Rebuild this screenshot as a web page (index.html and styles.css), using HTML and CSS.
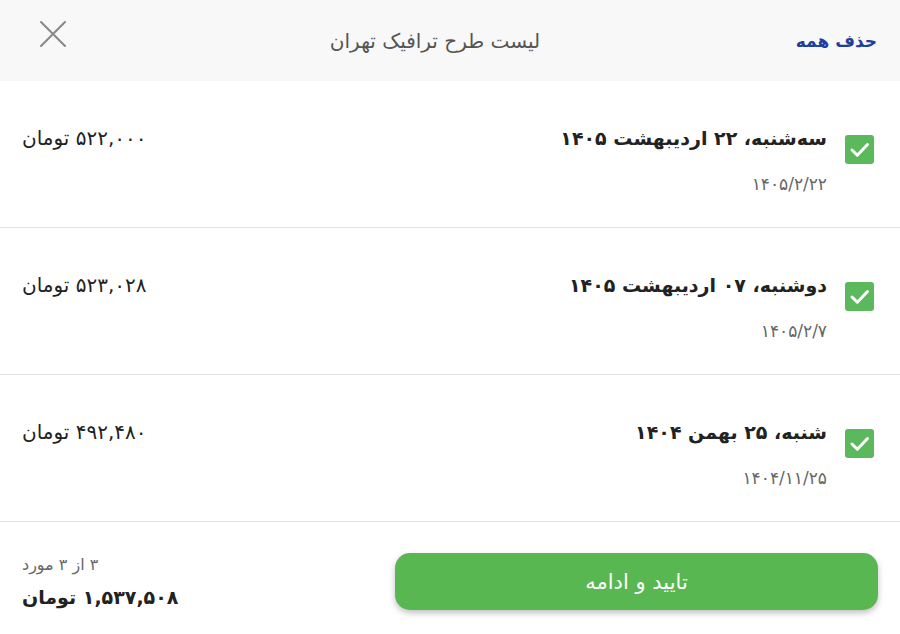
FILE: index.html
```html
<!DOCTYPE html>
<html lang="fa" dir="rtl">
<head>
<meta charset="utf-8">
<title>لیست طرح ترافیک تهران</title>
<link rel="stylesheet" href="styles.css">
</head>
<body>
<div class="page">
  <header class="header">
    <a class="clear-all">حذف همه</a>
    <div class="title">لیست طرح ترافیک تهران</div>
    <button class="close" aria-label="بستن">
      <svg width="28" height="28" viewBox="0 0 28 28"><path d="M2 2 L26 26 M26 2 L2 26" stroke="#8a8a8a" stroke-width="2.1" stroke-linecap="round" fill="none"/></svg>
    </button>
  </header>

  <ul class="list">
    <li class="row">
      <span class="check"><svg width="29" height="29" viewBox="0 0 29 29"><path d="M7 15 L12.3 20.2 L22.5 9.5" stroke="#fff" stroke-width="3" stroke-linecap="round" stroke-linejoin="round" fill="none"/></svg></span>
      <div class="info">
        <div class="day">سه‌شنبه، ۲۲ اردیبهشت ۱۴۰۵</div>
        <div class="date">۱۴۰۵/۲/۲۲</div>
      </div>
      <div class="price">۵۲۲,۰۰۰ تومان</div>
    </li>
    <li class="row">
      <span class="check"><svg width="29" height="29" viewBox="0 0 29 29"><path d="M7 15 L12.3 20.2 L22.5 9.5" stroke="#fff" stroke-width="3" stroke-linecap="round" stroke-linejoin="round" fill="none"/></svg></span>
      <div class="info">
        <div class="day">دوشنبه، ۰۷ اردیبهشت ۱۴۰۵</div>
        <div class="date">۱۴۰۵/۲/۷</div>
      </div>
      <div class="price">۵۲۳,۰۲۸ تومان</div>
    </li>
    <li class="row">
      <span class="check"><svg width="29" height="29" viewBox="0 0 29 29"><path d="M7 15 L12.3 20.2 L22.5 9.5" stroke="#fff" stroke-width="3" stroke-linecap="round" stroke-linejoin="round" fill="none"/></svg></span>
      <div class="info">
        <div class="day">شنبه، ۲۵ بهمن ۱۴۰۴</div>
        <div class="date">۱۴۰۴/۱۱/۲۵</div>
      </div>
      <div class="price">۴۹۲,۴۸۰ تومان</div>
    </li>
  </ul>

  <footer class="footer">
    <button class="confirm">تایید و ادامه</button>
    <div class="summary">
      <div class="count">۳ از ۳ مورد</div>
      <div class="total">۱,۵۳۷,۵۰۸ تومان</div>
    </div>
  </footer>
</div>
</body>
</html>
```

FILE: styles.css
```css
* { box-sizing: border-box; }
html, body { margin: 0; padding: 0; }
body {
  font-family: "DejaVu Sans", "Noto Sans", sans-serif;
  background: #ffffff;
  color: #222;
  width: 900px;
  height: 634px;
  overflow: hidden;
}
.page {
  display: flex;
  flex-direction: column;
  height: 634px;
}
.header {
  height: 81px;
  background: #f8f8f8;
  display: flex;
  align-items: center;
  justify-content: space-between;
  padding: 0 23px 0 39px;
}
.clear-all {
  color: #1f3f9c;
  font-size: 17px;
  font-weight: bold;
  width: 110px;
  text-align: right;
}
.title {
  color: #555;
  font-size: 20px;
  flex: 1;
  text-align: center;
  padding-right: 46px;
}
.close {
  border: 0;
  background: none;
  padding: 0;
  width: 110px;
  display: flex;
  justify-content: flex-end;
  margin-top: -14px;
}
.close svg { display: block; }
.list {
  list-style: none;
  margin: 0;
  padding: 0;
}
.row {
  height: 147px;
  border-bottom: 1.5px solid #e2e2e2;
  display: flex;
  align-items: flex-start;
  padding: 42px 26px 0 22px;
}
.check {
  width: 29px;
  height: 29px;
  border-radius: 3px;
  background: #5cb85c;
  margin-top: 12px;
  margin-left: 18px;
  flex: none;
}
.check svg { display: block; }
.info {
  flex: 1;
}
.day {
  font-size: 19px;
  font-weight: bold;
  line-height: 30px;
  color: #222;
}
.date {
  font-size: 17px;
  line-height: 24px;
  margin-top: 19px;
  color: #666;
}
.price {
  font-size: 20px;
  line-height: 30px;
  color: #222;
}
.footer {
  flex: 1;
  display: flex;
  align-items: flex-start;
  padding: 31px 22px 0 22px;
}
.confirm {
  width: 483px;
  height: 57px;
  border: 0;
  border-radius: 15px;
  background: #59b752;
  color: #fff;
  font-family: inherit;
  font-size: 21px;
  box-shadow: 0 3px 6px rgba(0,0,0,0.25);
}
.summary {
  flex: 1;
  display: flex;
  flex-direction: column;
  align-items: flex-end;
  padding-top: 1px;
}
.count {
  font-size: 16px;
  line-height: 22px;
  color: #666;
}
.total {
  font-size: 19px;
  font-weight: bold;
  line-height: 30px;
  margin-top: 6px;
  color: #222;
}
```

************

WORK REQUIRED ::
Take every line that includes the string "styles" and copy it.

OUTPUT FOR THIS EXERCISE ::
Rebuild this screenshot as a web page (index.html and styles.css), using HTML and CSS.
<link rel="stylesheet" href="styles.css">
FILE: styles.css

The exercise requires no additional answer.